A hospital trust that took on community services in two London boroughs is looking to offer all its services on a bundled tariff in 2012-13.

Whittington Trust chief executive Yi Mien Koh told HSJ the trust would look to provide all of the services across the two boroughs for a flat fee, the same price as this year’s planned turnover of £264m.

The Whittington took over the running of community services for NHS Haringey and NHS Islington in April.

The boroughs cover a population of 440,000.

Ms Koh said the funding model would see the risk of extra activity transferred from commissioners to the trust.

“My proposal is that we run at the same price as this year. We can then plan our services and our commissioners face no extra risk,” she said.

Haringey is one of three primary care trusts in the north central London cluster predicting a deficit for this year. It anticipates a year-end overspend of £18.8m.

The Whittington also plans to model different types of service delivery across the area.
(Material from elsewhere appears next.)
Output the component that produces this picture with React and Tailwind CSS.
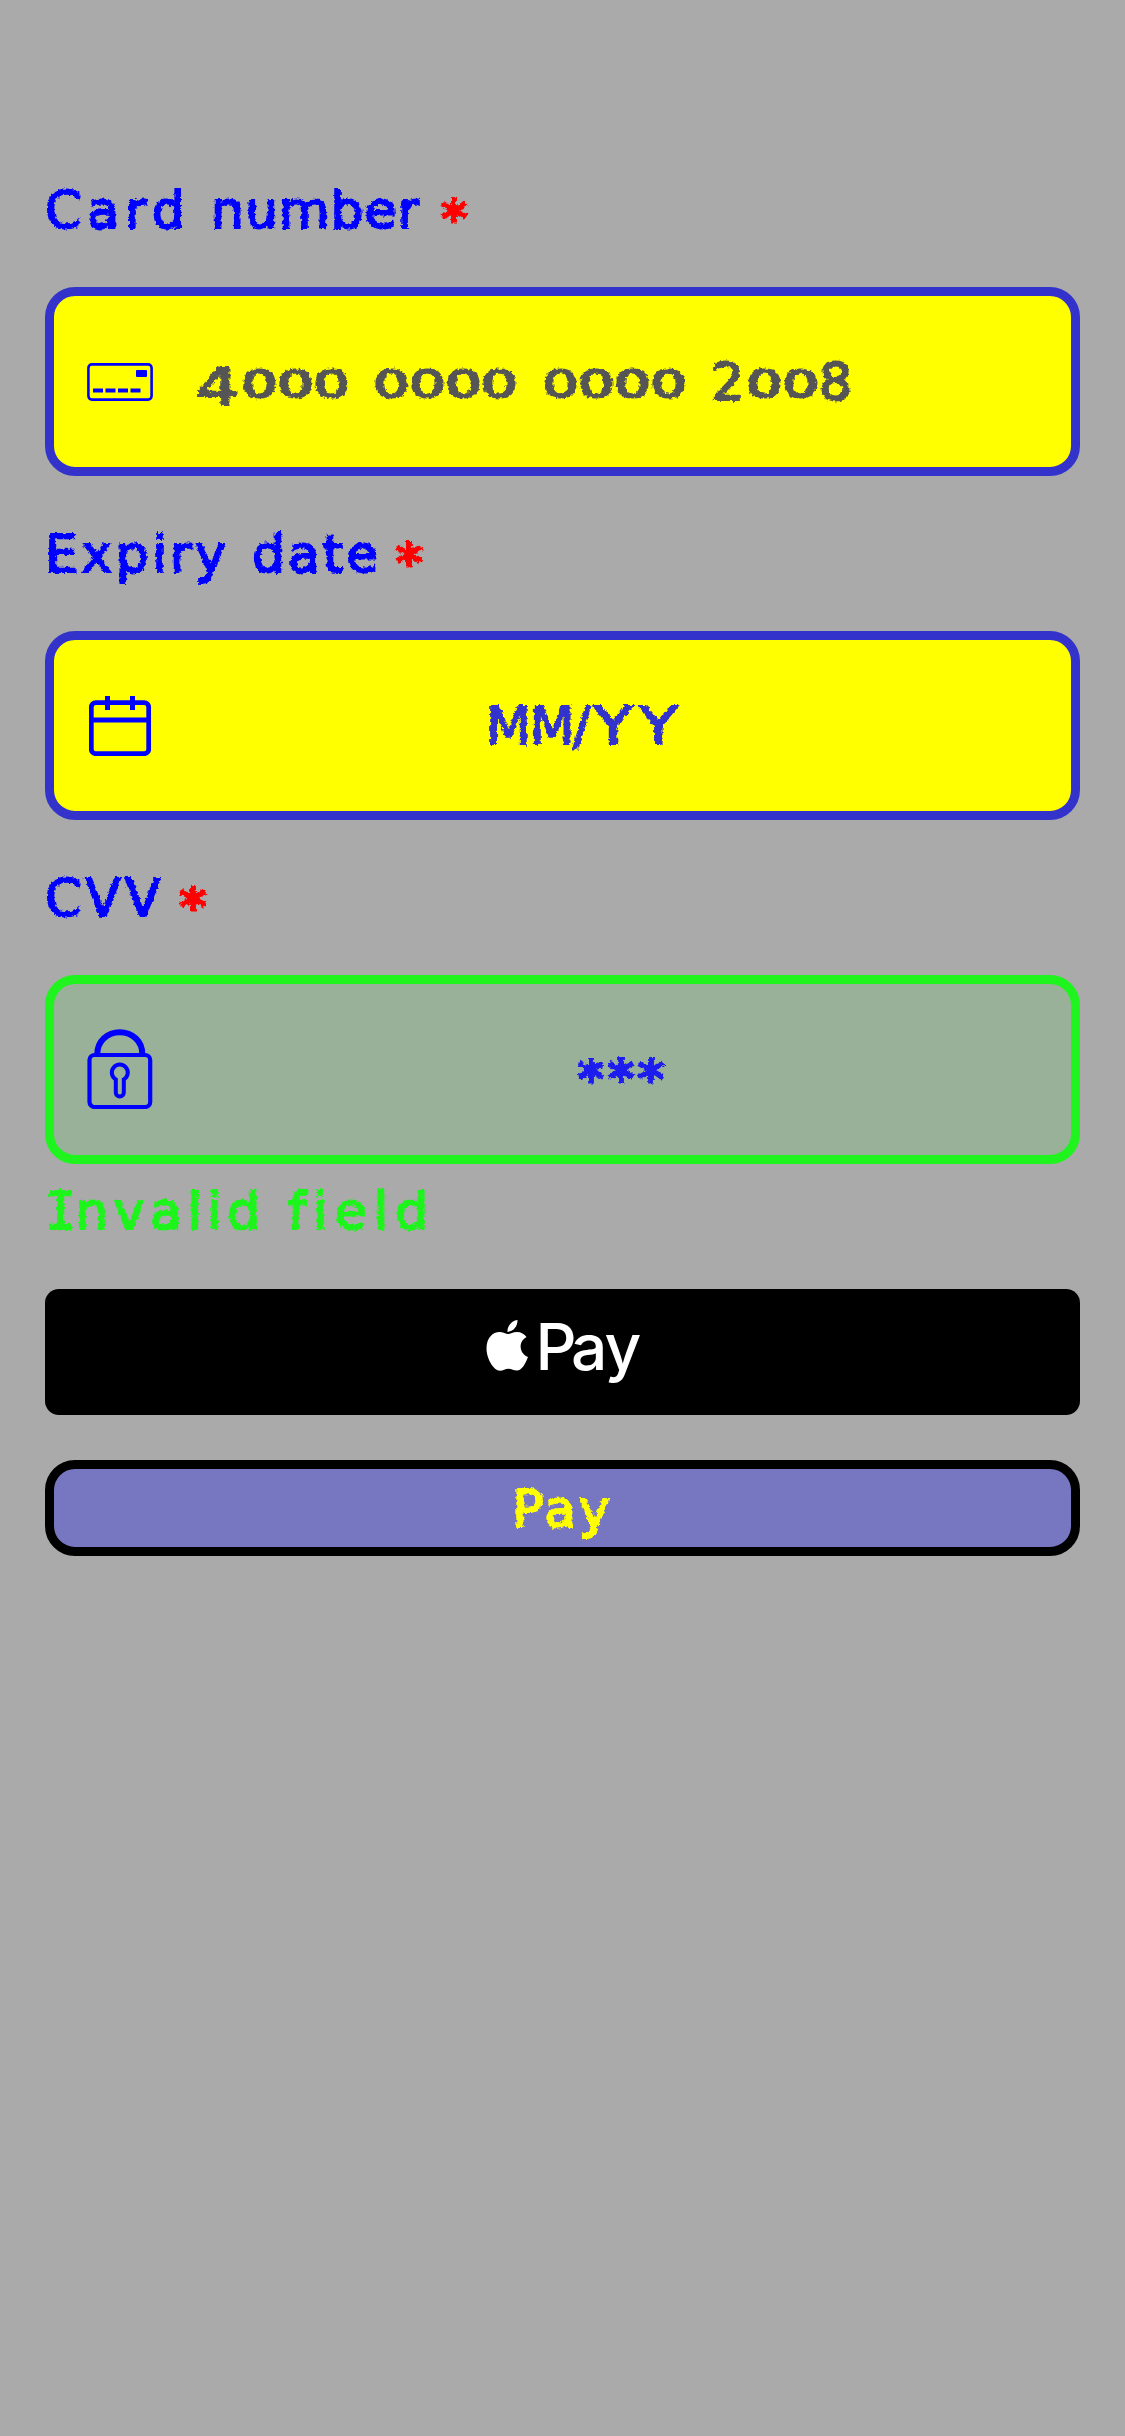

It hopes to develop services appropriate to the needs of populations with different levels of variation. “Hopefully by the end of 2012-13 we will have different options on the menu for different areas” said Ms Koh, pointing out commissioners may want different types of service in their area.

Greg Battle, the trust’s medical director of integrated care and a local GP, said there was “still the suspicion from some commissioners that this is the acute growing its business”. However he believed the bundled tariff plan would contradict this.

The trust is also looking at making joint appointments with Islington Council for social care positions.

Whittington’s plans were revealed as smaller acute trusts look at alternative models of provision. HSJ reported last week on Somerset-based Weston Area Health Trust’s investigation of the Valencia model of integrated care, which sees the regional government pay a fixed price per inhabitant to a private contractor for primary and secondary care.

Wye Valley Trust in Herefordshire is the first organisation in England to provide community, acute and social care services.